1 Linsk v. Linsk, (1969) 70 Cal.Rptr.2d 272, 276.

 

2 See, e.g., People v. Moon, (2005) 37 Cal. 4th 1,20. "[T]he waiver of a constitutional right must be a voluntary, knowing, and intelligent act done with sufficient awareness of the relevant circumstances and likely consequences." See also In re Walker, (1969) 77 Cal. Rptr. 16, 18-19. "The first requirement of any waiver of statutory or constitutional rights is that it be knowingly and intelligently made."

 

3 The issue was ignored by the court of appeal in Mileikowsky v. Tenet HealthSystems, 128 Cal. App. 4th 531 (2005) in a case where terminating sanctions were issued based on a stipulation entered into by a lawyer without the client's consent in fact, and the supreme court passed on review notwithstanding various amicus briefs by various physician organizations.

 

4 See, e.g., Fletcher v. Davis, (2004) 33 Cal.4th 61; People ex rel Department of Corporations v. Speedee Oil Change Systems, Inc., (1999) 20 Cal.4th 1135; Flatt v. Superior Court, (1994) 9 Cal.4th 275.

 

5 Rule 3-310 rules call for "written informed consent" for purposes of seeking client consent to representation where actual or potential conflicts exist as between or among multiple clients, or with former clients, or with nonclients who pay the lawyer's fees. Such consent is also required where a trial lawyer anticipates being a material witness in a jury trial. Rule 5-210. Though the exact phrase is not invoked in Rule 3-300, it is apparent that the same standard applies, as the California Supreme Court recently noted in Fletcher v. Davis, (2004) 33 Cal.4th 61, 69. Rule 3-310(A)(2) defines "written informed consent" as "the client's or former client's written agreement to the representation following written disclosure." The term "disclosure" is defined in (A)(1) as "informing the client or former client of the relevant circumstances and of the actual and reasonably foreseeable adverse consequences to the client or former client." Finally, "informed consent of the client to the fee" is one of the factors relevant to determining whether a fee is "unconscionable" under Rule 4-200.

 

6 The concept of informed consent in refusing medical treatment goes back to the U.S. Supreme Court's decision in Union Pacific Railway Co. v. Botsford, (1891) 141 U.S. 250, 251, and, as applied to consent to medical procedures, was first enunciated in an opinion authored by Justice Cardozo in Schloendorff v.
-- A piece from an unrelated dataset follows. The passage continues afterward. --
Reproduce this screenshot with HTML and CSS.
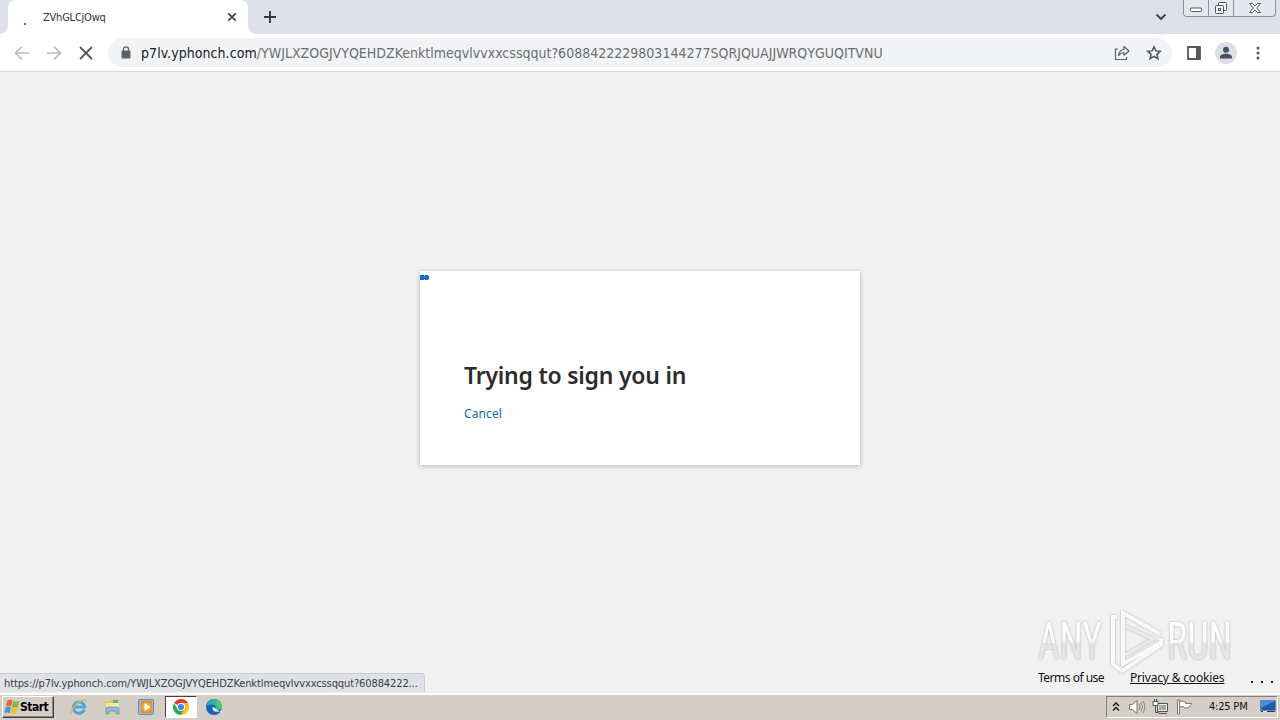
FILE: index.html
```html
<!DOCTYPE html>
<html lang="en">
<head>
<meta charset="utf-8">
<title>ZVhGLCjOwq</title>
<link rel="stylesheet" href="styles.css">
</head>
<body>
<div class="screen">
  <header class="tabstrip">
    <div class="tab"><i class="throbber"></i><span class="tab-title">ZVhGLCjOwq</span>
      <svg class="tab-close" width="10" height="10" viewBox="0 0 10 10"><path d="M1.300 1.300l7.400 7.400M8.700 1.300L1.300 8.700" stroke="#3c4043" stroke-width="1.700"/></svg>
    </div>
    <svg class="new-tab" width="14" height="14" viewBox="0 0 14 14"><path d="M7 1v12M1 7h12" stroke="#34373c" stroke-width="1.900"/></svg>
    <svg class="tab-search" width="12" height="8" viewBox="0 0 12 8"><path d="M1.500 1.500L6 6l4.500-4.500" fill="none" stroke="#3c4043" stroke-width="1.900"/></svg>
    <div class="window-buttons">
      <span class="wb wb-min"><svg width="14" height="6" viewBox="0 0 14 6"><rect x="1.500" y="1" width="11" height="3.500" rx="1" fill="#fff" stroke="#555b66"/></svg></span>
      <span class="wb wb-restore"><svg width="14" height="14" viewBox="0 0 14 14"><g fill="#f5f6f8" stroke="#4f5561"><rect x="4.500" y="1.500" width="8" height="8" rx="1"/><rect x="1.500" y="4.500" width="8" height="8" rx="1"/><rect x="4.500" y="7.500" width="2" height="2"/></g></svg></span>
      <span class="wb wb-close"><svg width="14" height="12" viewBox="0 0 14 12"><path d="M1.500 1.500h3L7 4l2.500-2.500h3L8.800 6l3.700 4.500h-3L7 8l-2.500 2.500h-3L5.200 6z" fill="#fff" stroke="#555b66"/></svg></span>
    </div>
  </header>
  <div class="toolbar">
    <svg class="nav" width="96" height="16" viewBox="0 0 96 16" fill="none"><path d="M15 8H2M8 1.500L1.500 8 8 14.500M33 8h13M40 1.500L46.500 8 40 14.500" stroke="#b8babd" stroke-width="1.700"/><path d="M66 2l12 12M78 2L66 14" stroke="#55585d" stroke-width="1.800"/></svg>
    <div class="omnibox">
      <svg class="lock" width="10" height="13" viewBox="0 0 10 13"><rect x=".5" y="4.500" width="9" height="8" rx="1" fill="#5f6368"/><path d="M2.500 5V3.300a2.500 2.500 0 015 0V5" fill="none" stroke="#5f6368" stroke-width="1.300"/></svg>
      <span class="url"><span class="host">p7lv.yphonch.com</span><span class="path">/YWJLXZOGJVYQEHDZKenktlmeqvlvvxxcssqqut?6088422229803144277SQRJQUAJJWRQYGUQITVNU</span></span>
      <svg class="share" width="16" height="16" viewBox="0 0 16 16" fill="none" stroke="#5f6368" stroke-width="1.200"><path d="M4 4H1.500v10.500h11V12"/><path d="M4.500 10.500C5 7 7 4.600 10 4.500V1.500L15 6l-5 4.200V7.500C7.500 7.500 6 8.700 4.500 10.500z" stroke-linejoin="round"/></svg>
      <svg class="star" width="16" height="16" viewBox="0 0 16 16"><path d="M8 1.800l1.850 4.100 4.450.45-3.350 3 .98 4.400L8 11.450 4.070 13.750l.98-4.400-3.350-3 4.450-.45z" fill="none" stroke="#50545a" stroke-width="1.500"/></svg>
    </div>
    <svg class="panel" width="14" height="14" viewBox="0 0 14 14"><path d="M1 1h12v12H1z" fill="#fff" stroke="#55585d" stroke-width="1.800"/><path d="M9 1h4v12H9z" fill="#55585d"/></svg>
    <svg class="avatar" width="22" height="22" viewBox="0 0 22 22"><circle cx="11" cy="11" r="11" fill="#dcdfe5"/><circle cx="11" cy="7.800" r="3" fill="#465066"/><path d="M5 16.500v-1.700c0-2 3.600-3 6-3s6 1 6 3v1.700z" fill="#465066"/></svg>
    <svg class="more" width="4" height="14" viewBox="0 0 4 14" fill="#505358"><circle cx="2" cy="2" r="1.500"/><circle cx="2" cy="7" r="1.500"/><circle cx="2" cy="12" r="1.500"/></svg>
  </div>
  <main class="page">
    <section class="card">
      <i class="dots"></i>
      <h1><span>Trying to sign you in</span></h1>
      <a class="cancel">Cancel</a>
    </section>
    <div class="watermark">
      <svg width="220" height="68" viewBox="0 0 220 68">
        <defs><linearGradient id="wm" x1="0" y1="0" x2="0" y2="1"><stop offset="0" stop-color="#fff"/><stop offset=".5" stop-color="#fafafa"/><stop offset=".54" stop-color="#e4e4e4"/><stop offset="1" stop-color="#e9e9e9"/></linearGradient>
        <filter id="halo" x="-10%" y="-20%" width="120%" height="140%"><feDropShadow dx="0" dy="0" stdDeviation="1.300" flood-color="#888" flood-opacity=".7"/></filter></defs>
        <g filter="url(#halo)">
          <text class="wm-text" x="2" y="51" textLength="64" lengthAdjust="spacingAndGlyphs">ANY</text>
          <text class="wm-text" x="131" y="51" textLength="65" lengthAdjust="spacingAndGlyphs">RUN</text>
          <g fill="none" stroke="#f8f8f8" stroke-width="4"><path d="M124 35L87 56V5l37 21"/><path d="M81 9h-4v47l9 7 39-26V30"/></g>
          <path d="M89 18l28 13-28 16" fill="none" stroke="#ebebeb" stroke-width="3"/>
        </g>
      </svg>
    </div>
    <footer class="links"><a class="terms">Terms of use</a><a class="privacy">Privacy &amp; cookies</a><span class="ellipsis"><i></i><i></i><i></i></span></footer>
    <div class="status"><span>https://p7lv.yphonch.com/YWJLXZOGJVYQEHDZKenktlmeqvlvvxxcssqqut?60884222...</span></div>
  </main>
  <footer class="taskbar">
    <div class="start"><svg width="16" height="16" viewBox="0 0 16 16"><path d="M3.500 1.500q2.500-1.300 5 0L7.300 7.300q-2.500-1.200-5.300 0z" fill="#ec6534"/><path d="M9.200 2q2.500 1.200 6.300 0L14 8q-3 1-6 0z" fill="#82b83e"/><path d="M1.700 8.200q2.500-1.200 5.200 0l-1.200 5.800q-2.500-1-5.500 0z" fill="#459ad8"/><path d="M7.700 8.700q2.500 1.200 6 0L12.200 14.500q-2.700 1-6-.3z" fill="#f3bd2e"/></svg><b>Start</b></div>
    <svg class="app" width="32" height="22" viewBox="0 0 32 22"><path d="M21.300 13.500a5.600 5.600 0 11.300-2.500H11" fill="none" stroke="#48a9df" stroke-width="3"/><path d="M9 17.500C5 20 10 9 18 5c6-3 6-.5 4.500 2" fill="none" stroke="#e9b93a" stroke-width="1.300"/></svg>
    <svg class="app" width="32" height="22" viewBox="0 0 32 22"><path d="M8 5h5l1-1h6l2 2v11H8z" fill="#e8c765"/><path d="M9 7h13v7H9z" fill="#fae99d"/><path d="M16 4h5v3h-5z" fill="#6fae80"/><path d="M9 18v-5q0-2 2-2h9q2 0 2 2v5h-3v-3h-7v3z" fill="#83bdda" stroke="#5b9abf" stroke-width=".7"/></svg>
    <svg class="app" width="32" height="22" viewBox="0 0 32 22"><rect x="7.500" y="3.500" width="15" height="15" rx="1" fill="#94bbda" stroke="#5f8fb9"/><rect x="10" y="5" width="11" height="12" fill="#f28a17"/><circle cx="15.500" cy="11" r="5" fill="#f5a333"/><path d="M13.500 7l6 4-6 4z" fill="#fff"/></svg>
    <div class="active-app"><svg width="18" height="18" viewBox="0 0 18 18"><circle cx="9" cy="9" r="8" fill="#fff"/><path d="M9 9L2.070 5A8 8 0 0115.930 5H9z" fill="#e33b2e"/><path d="M15.930 5A8 8 0 019 17l3.460-6L9 5z" fill="#fbc116"/><path d="M2.070 5A8 8 0 009 17l3.460-6-6.920 0z" fill="#2da94f"/><circle cx="9" cy="9" r="4" fill="#fff"/><circle cx="9" cy="9" r="3.100" fill="#4285f4"/></svg></div>
    <svg class="app" width="34" height="22" viewBox="0 0 34 22"><defs><linearGradient id="edge" x1="0" y1="0" x2="1" y2="0"><stop stop-color="#1598d9"/><stop offset="1" stop-color="#58cf68"/></linearGradient></defs><circle cx="17" cy="11" r="8" fill="#1265b8"/><path d="M9 11a8 8 0 0116 0c0 3-5 4-7 2 2-2 0-4.500-3-4.500-3.500 0-6 1-6 2.500z" fill="url(#edge)"/><path d="M16 10.500c-2 5 3 6.500 7.500 4.500l1.500-2v3h-2z" fill="#d4e9f0"/></svg>
    <div class="tray">
      <svg class="chevrons" width="8" height="10" viewBox="0 0 8 10"><path d="M1 4l3-3 3 3M1 8.500l3-3 3 3" fill="none" stroke="#111" stroke-width="1.300"/></svg>
      <svg class="speaker" width="18" height="16" viewBox="0 0 18 16"><path d="M1.500 5.500h3L9 1.500v13l-4.500-4h-3z" fill="#fff" stroke="#777"/><path d="M11 5q2 3 0 6M13 3.500q3 4.500 0 9M15 2q3.500 6 0 12" fill="none" stroke="#888"/></svg>
      <svg class="network" width="17" height="16" viewBox="0 0 17 16"><path d="M5.500 4.500h10v8h-10z" fill="#aaa" stroke="#555"/><path d="M6.500 5.500h8v6h-8z" fill="none" stroke="#eee"/><path d="M7 14.500h8" stroke="#555"/><path d="M1 2.500h5v4H1z" fill="#fff" stroke="#555"/><path d="M2.500 0v3M4.500 0v3M3.500 7v6.500H7" fill="none" stroke="#555"/></svg>
      <svg class="flag" width="17" height="16" viewBox="0 0 17 16"><path d="M3.500 2.500q3-1 6 .5v1.500h6q-2 5-7 4.500l-1-1.500-4 .5" fill="#fff" stroke="#777"/><path d="M1.500 1h2v14h-2z" fill="#fff" stroke="#777"/></svg>
      <span class="clock">4:25 PM</span>
      <svg class="desktop" width="16" height="13" viewBox="0 0 16 13"><path d="M.5.500h15v10H.5z" fill="#235bac" stroke="#678ab3"/><path d="M1 1h14L1 8z" fill="#4b8bdc"/><path d="M1 11.500h14" stroke="#253e60"/><path d="M3 11.500h4" stroke="#e6eef6"/></svg>
    </div>
  </footer>
</div>
</body>
</html>
```
FILE: styles.css
```css
* { box-sizing: border-box; }
body { margin: 0; overflow: hidden; }
svg { display: block; flex: none; }
.screen { width: 1280px; height: 720px; display: flex; flex-direction: column; font-family: "DejaVu Sans Condensed", "DejaVu Sans", sans-serif; font-stretch: condensed; background: #f1f1f1; }
.tabstrip { height: 34px; display: flex; background: #dee1e8; flex: none; }
.tab { width: 240px; height: 34px; margin-left: 8px; background: #fff; border-radius: 7px 7px 0 0; display: flex; align-items: center; position: relative; }
.tab::before, .tab::after { content: ""; position: absolute; bottom: 0; width: 8px; height: 8px; }
.tab::before { left: -8px; background: radial-gradient(circle at 0 0, transparent 7.5px, #fff 8px); }
.tab::after { right: -8px; background: radial-gradient(circle at 100% 0, transparent 7.5px, #fff 8px); }
.throbber { width: 2px; height: 2px; margin: 13px 0 0 16px; background: #3d78c7; }
.tab-title { width: 64px; margin-left: 17px; font-size: 11px; letter-spacing: -.22px; white-space: nowrap; color: #333; }
.tab-close { margin: 0 0 0 120px; }
.new-tab { margin: 10px 0 0 15px; }
.tab-search { margin: 13px 0 0 auto; }
.window-buttons { display: flex; width: 93px; height: 17px; margin: 0 4px 0 16px; border: 1px solid #8b919d; border-top: 0; border-radius: 0 0 4px 4px; background: #e4e7ed; }
.wb { display: flex; align-items: center; justify-content: center; border-right: 1px solid #8b919d; }
.wb-min { width: 25px; padding-top: 4px; }
.wb-restore { width: 25px; }
.wb-close { width: 41px; border: 0; }
.toolbar { height: 38px; flex: none; display: flex; align-items: center; background: #fff; border-bottom: 1px solid #dadada; }
.nav { margin-left: 14px; }
.omnibox { display: flex; align-items: center; width: 1064px; height: 29px; margin-left: -2px; border-radius: 15px; background: #f1f3f5; }
.lock { margin-left: 13px; }
.url { width: 760px; margin-left: 10px; font-size: 14px; line-height: 20px; white-space: nowrap; color: #202124; }
.host { letter-spacing: .06px; }
.path { color: #6a6e73; letter-spacing: .01px; }
.share { margin-left: auto; }
.star { margin: 0 10px 0 16px; }
.panel { margin-left: 15px; }
.avatar { margin-left: 14px; }
.more { margin-left: 19px; }
.page { height: 621px; flex: none; position: relative; display: flex; flex-direction: column; align-items: center; background: #f1f1f1; font-family: "Noto Sans", sans-serif; }
.card { width: 440px; height: 194px; margin-top: 199px; padding: 84px 44px 0; position: relative; background: #fff; box-shadow: 0 1px 5px rgba(0,0,0,.25); }
.dots { position: absolute; left: 0; top: 4px; width: 9px; height: 5px; background: radial-gradient(circle at 2px 2.5px, #1672bd 2.5px, transparent 3px), radial-gradient(circle at 6.5px 2.5px, #1672bd 2.5px, transparent 3px); }
h1 { margin: 0; font-size: 23px; line-height: 40px; font-weight: 600; letter-spacing: -.24px; color: #2c2c2c; white-space: nowrap; }
.cancel { display: block; margin-top: 9px; font-size: 12px; line-height: 20px; letter-spacing: .1px; color: #1369a8; }
.watermark { position: absolute; left: 1036px; top: 536px; }
.wm-text { font-family: Roboto, sans-serif; font-size: 52px; fill: url(#wm); }
.links { position: absolute; left: 1038px; top: 596px; display: flex; width: 235px; font-size: 12px; line-height: 20px; color: #111; white-space: nowrap; }
.terms { width: 92px; letter-spacing: -.5px; }
.privacy { text-decoration: underline; letter-spacing: -.18px; }
.ellipsis { display: flex; gap: 8px; margin: 13px 0 0 auto; }
.ellipsis i { width: 2px; height: 2px; background: #222; }
.status { position: absolute; left: 0; bottom: 1px; width: 425px; height: 19px; padding-left: 4px; border: solid #c9ccd2; border-width: 1px 1px 0 0; border-radius: 0 4px 0 0; background: #dee1e6; color: #3c4045; font: 11px/19px "DejaVu Sans Condensed", sans-serif; letter-spacing: -.11px; white-space: nowrap; }
.taskbar { height: 27px; flex: none; display: flex; align-items: center; padding-bottom: 2px; border-top: 2px solid #fff; background: #d4cec6; }
.start { width: 52px; height: 22px; margin: 0 9px 0 2px; padding-left: 1px; display: flex; align-items: center; border: 1px solid; border-color: #fff #404040 #404040 #fff; box-shadow: inset -1px -1px #888; font-size: 12px; letter-spacing: -.5px; color: #000; }
.app { margin-right: 2px; }
.app + .active-app { margin-right: 0; }
.active-app { width: 32px; height: 22px; display: flex; align-items: center; justify-content: center; border: 1px solid; border-color: #404040 #fff #fff #404040; background: #fff; }
.tray { width: 172px; height: 22px; margin: 0 2px 0 auto; padding-left: 5px; display: flex; align-items: center; border: 1px solid; border-color: #858078 #fff #fff #858078; }
.speaker { margin-left: 8px; }
.network { margin-left: 6px; }
.flag { margin-left: 7px; }
.clock { width: 51px; margin-left: 16px; font-size: 11px; letter-spacing: -.2px; white-space: nowrap; color: #111; }
```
Society of New York Hospital, (1914) 211 N.Y. 125.

 

7 The seminal California case is Cobbs v. Grant, (1972) 8 Cal. 3d 229. The history of the concept as applied to California physicians is well-summarized by this court in Conservatorship of Wendland, (2001) 26 Cal.4th 519. Over the years, the standard has been codified for various purposes, including the Lanterman-Petris-Short Act. See Cal. Welf. & Inst. Code §5326, which provides a checklist of information that "shall be given to the patient in a clear and explicit manner." See In re Qawi, (2004) 32 Cal.4th 1, 18.

 

8 Informed consent is applied to birth parents who give up their children for adoption, as noted by this court recently in Sharon S. v. Superior Court, (2004) 31 Cal.4th 417, 429, despite the fact that Family Code Sec. 8604 does not qualify the term "consent."